The suit against the employer, The Babcock & Wilcox Company, is based on an additional ground. It charges breach of labor agreement provisions which it is contended treated employees in military service as on leave of absence or furlough and thus that the employees could not be treated by their employer as terminated employees for the purposes of group insurance. It is not necessary to consider whether the union agreements treated employees in military service as if on leave of absence or furlough because the agreement in effect when the employees were inducted and at the times the certificates were canceled contained the following provision as to group insurance among provisions under a heading "Benefits during Special Leave":

"(B) Group Life Insurance: Group Life Insurance coverage under the Free Group Life Insurance and Contribution Plans shall be continued during special leave for Military Service for a period of four (4) months without cost to the employee and increases in the amount of insurance will be given under the Free Plan as though the employee were continuing in the Company's service."

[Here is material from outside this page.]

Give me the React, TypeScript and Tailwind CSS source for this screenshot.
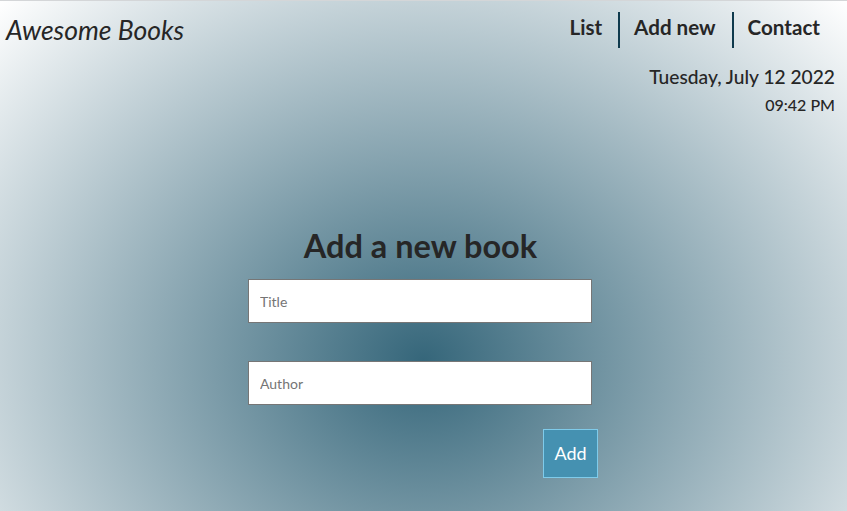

It is evident that what the employer did in continuing the insurance for four months after induction was in compliance with and not in violation of this agreement.

[3 NJSuper Page 449]

This contract was superseded by a later one executed August 10, 1945, and by its terms made retroactive to January 26, 1944. The Military Service clause of the new contract did not repeat the quoted provision of the old contract but substituted a paragraph reading: "The Company agrees to continue in effect the present insurance provisions for employees while in military service." Obviously this could not undo what had already been done as to the certificates in suit. When the new contract was executed in 1945 there were no "present insurance provisions" in effect as to the employees involved here because the provisions as to them had been validly canceled.

Verdicts of no cause for action will be entered against the plaintiffs. Submit form of judgment in compliance with Rules 3:58 and 3:54-1.